* **What you have to do**
Find the lines below that contain the string "Write". Copy each one.

* **Information provided**
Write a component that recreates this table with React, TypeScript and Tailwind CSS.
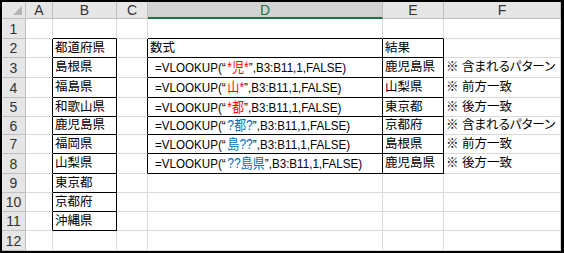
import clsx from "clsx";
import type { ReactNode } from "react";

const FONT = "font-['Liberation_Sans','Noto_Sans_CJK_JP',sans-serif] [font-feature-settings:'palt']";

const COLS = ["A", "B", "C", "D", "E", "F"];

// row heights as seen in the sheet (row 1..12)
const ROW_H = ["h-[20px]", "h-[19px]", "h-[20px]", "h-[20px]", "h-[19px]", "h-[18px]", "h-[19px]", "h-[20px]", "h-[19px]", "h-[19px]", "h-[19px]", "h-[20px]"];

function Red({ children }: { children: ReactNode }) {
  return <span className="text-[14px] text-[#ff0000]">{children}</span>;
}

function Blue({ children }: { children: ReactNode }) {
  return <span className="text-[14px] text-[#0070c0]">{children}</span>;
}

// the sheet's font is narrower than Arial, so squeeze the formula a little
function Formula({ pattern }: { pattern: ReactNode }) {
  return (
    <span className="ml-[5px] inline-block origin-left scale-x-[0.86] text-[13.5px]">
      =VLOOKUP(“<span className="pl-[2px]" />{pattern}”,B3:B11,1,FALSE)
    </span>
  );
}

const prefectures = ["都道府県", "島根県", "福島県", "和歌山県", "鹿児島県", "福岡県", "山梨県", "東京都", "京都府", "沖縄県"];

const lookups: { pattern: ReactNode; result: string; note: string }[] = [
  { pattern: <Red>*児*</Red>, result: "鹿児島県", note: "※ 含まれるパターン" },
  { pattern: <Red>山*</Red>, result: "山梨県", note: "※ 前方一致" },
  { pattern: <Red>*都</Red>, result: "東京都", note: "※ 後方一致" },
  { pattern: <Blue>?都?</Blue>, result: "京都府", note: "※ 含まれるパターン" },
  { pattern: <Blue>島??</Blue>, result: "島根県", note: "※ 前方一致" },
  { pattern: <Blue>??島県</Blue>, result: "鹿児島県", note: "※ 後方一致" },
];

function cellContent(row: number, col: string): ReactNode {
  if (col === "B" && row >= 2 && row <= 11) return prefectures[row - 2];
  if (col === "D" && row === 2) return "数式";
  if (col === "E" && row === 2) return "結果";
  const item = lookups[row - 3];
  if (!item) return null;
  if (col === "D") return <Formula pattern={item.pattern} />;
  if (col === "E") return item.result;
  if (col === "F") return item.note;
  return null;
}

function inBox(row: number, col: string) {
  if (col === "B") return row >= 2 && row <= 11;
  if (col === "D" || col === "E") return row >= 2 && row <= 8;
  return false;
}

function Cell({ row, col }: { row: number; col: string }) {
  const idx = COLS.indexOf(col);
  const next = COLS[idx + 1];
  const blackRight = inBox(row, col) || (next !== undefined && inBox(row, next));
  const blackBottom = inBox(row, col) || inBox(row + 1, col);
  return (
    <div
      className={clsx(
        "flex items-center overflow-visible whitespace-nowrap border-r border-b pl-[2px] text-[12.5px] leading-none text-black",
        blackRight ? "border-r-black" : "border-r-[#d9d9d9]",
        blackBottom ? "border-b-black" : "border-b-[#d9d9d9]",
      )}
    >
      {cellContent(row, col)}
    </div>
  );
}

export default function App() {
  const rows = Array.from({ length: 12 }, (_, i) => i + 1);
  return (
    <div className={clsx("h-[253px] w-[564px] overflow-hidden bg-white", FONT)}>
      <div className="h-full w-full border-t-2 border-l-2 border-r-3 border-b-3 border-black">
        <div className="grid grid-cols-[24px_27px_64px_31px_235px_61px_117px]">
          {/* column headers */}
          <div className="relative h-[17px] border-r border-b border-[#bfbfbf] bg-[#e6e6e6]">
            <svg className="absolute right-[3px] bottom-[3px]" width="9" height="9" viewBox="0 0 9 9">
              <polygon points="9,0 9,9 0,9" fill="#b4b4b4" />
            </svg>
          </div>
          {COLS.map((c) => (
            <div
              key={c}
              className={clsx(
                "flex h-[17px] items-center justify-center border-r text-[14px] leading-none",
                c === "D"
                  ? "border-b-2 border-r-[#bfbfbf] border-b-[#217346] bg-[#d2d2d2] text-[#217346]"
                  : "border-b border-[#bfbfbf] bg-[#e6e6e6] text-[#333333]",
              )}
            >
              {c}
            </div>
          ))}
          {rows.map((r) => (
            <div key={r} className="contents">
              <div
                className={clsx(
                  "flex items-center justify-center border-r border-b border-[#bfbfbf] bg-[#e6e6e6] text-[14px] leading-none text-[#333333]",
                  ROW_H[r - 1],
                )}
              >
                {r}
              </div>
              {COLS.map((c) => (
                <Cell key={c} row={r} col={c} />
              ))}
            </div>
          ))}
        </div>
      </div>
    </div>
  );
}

---

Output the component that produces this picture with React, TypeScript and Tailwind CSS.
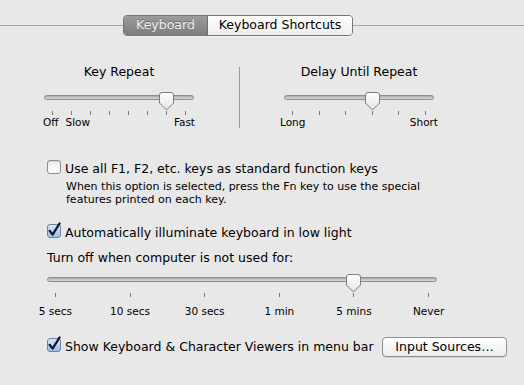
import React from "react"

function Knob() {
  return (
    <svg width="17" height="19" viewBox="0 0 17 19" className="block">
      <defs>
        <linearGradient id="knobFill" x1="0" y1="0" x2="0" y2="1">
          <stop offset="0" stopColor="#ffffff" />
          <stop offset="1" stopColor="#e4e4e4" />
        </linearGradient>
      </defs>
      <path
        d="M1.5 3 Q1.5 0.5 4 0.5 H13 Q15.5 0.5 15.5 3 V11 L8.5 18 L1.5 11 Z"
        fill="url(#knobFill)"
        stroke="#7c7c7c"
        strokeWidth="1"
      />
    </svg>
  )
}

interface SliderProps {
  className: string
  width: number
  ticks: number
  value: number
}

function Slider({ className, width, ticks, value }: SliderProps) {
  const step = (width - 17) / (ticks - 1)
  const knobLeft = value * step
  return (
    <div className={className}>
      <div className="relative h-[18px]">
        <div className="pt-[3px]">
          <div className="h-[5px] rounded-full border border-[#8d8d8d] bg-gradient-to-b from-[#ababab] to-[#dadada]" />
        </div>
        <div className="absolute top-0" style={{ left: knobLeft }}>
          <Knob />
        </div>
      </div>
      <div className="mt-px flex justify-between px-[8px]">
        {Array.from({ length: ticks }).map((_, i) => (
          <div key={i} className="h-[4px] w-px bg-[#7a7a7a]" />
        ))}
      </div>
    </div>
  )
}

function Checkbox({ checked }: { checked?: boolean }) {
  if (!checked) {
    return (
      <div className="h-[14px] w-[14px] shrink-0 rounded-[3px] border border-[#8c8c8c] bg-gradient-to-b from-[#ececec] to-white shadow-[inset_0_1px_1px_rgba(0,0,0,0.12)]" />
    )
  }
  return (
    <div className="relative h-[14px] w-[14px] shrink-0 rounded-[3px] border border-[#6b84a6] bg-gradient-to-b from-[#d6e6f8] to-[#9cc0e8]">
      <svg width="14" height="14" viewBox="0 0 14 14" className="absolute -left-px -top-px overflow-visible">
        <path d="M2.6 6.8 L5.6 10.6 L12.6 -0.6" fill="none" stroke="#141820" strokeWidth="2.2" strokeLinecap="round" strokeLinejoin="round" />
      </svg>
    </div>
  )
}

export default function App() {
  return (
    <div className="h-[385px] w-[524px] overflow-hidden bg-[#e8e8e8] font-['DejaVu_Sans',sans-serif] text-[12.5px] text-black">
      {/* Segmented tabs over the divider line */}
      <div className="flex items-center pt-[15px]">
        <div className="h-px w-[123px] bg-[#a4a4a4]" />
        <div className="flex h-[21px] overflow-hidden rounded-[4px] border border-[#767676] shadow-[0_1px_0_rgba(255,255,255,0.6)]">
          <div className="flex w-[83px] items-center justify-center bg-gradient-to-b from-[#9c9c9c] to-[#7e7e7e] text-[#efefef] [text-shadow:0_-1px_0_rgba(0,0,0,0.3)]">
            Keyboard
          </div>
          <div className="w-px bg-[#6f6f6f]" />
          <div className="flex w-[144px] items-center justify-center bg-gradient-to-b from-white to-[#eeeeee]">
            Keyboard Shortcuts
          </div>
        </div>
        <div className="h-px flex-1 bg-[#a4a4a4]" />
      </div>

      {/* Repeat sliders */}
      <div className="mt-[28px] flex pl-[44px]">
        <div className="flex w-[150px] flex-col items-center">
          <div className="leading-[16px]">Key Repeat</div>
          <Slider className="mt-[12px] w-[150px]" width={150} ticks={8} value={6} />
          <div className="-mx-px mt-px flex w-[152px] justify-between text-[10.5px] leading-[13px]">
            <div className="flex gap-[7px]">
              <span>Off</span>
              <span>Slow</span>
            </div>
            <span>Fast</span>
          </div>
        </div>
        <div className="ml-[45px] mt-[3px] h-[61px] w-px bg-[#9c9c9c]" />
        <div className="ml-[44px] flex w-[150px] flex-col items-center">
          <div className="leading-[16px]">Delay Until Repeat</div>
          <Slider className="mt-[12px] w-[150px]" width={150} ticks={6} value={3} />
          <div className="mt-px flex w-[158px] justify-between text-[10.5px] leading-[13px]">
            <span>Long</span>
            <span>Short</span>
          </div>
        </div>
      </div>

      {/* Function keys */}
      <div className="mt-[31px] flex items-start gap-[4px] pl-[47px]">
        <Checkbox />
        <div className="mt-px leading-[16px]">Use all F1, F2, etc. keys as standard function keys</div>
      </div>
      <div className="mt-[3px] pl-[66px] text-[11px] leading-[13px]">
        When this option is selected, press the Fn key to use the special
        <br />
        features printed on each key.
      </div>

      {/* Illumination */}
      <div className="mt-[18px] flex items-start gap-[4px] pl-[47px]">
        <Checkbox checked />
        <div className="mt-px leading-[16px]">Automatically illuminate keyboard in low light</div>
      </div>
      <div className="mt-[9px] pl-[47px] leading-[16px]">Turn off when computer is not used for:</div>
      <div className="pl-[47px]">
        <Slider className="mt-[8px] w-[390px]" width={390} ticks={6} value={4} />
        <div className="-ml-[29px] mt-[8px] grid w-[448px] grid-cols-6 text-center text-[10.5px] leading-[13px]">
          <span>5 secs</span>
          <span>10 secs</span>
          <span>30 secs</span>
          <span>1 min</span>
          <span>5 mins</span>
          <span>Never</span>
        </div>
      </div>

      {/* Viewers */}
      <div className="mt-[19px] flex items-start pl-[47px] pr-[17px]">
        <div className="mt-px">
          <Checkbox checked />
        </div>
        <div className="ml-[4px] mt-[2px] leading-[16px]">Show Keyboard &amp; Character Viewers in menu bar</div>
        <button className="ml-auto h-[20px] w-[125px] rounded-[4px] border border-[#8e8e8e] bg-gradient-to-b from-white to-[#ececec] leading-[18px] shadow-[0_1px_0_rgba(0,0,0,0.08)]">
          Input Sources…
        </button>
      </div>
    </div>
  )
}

==

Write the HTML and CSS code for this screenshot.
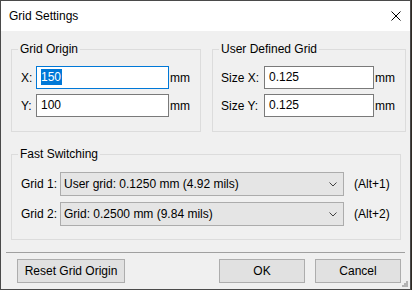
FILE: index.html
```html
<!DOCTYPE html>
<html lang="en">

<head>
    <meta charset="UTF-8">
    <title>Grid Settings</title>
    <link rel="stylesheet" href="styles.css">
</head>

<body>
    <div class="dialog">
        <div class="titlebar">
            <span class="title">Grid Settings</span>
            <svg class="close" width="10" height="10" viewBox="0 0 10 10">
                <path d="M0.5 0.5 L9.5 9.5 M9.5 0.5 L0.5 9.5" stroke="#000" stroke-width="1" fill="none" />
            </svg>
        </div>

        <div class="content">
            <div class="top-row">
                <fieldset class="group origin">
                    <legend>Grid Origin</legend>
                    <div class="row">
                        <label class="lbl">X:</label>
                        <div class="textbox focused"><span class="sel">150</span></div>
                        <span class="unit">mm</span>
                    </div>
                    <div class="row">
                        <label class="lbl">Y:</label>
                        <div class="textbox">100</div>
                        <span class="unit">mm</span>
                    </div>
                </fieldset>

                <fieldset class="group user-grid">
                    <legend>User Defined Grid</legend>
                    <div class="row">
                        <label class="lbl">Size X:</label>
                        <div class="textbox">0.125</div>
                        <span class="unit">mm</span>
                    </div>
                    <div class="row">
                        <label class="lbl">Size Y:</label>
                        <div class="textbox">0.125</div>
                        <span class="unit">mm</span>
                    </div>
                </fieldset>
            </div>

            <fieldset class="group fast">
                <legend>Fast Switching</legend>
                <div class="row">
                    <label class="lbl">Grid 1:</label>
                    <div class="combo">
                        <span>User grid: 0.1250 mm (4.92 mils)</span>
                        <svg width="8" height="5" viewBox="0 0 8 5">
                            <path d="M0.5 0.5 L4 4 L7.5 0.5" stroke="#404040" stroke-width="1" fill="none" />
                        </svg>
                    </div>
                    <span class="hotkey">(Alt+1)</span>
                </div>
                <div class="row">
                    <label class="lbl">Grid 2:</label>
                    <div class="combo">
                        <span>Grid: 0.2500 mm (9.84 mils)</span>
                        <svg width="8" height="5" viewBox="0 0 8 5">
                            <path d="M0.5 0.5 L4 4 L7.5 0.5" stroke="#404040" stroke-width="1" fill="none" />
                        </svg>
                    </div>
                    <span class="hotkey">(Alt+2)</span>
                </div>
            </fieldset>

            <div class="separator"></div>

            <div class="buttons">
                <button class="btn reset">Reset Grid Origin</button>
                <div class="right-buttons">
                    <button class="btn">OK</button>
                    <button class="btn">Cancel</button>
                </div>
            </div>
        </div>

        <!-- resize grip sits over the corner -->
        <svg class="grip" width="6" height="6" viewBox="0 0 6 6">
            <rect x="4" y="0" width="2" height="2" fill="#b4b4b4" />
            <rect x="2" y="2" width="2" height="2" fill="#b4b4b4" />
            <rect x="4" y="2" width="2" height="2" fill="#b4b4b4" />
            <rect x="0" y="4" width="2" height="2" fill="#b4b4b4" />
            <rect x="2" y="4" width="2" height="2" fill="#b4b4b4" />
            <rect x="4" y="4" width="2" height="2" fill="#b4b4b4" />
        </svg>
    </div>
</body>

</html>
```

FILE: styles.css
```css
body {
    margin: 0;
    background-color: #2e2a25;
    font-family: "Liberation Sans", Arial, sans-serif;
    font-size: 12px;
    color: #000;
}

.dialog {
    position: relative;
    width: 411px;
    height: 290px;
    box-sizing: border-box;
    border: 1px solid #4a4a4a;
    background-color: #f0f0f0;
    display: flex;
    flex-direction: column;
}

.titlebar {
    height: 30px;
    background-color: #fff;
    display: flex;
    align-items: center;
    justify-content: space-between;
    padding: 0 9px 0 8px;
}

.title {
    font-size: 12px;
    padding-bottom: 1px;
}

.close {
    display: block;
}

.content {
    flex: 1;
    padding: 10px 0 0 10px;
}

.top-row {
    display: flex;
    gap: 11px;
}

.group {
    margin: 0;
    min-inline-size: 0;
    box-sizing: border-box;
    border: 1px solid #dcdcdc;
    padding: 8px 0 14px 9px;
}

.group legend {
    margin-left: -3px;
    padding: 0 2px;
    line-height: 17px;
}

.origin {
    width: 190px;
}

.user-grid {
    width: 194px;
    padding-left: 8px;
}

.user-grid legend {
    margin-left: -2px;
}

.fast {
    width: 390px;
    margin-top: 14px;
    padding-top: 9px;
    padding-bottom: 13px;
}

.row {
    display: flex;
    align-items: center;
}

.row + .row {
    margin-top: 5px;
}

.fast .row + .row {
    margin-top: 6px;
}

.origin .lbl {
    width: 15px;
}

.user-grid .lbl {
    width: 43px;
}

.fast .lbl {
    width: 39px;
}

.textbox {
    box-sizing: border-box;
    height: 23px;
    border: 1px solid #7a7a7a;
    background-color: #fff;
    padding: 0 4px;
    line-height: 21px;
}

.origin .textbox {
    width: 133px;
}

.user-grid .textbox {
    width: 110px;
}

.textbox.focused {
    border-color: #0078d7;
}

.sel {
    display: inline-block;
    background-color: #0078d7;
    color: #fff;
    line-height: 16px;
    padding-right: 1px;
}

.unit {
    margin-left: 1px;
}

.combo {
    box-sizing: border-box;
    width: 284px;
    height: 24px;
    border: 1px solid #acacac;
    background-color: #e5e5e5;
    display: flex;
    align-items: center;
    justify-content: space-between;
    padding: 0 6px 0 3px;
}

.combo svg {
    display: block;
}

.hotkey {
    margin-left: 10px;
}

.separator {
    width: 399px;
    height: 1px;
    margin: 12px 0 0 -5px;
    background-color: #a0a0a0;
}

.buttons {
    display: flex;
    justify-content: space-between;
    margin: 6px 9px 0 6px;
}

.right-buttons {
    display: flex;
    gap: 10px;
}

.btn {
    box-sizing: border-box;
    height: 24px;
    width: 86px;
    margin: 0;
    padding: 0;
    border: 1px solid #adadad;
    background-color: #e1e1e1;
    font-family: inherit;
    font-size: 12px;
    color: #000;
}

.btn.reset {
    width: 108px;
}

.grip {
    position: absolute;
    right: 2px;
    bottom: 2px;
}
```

* **Solved problem**
Write a component that recreates this table with React, TypeScript and Tailwind CSS.
Write the HTML and CSS code for this screenshot.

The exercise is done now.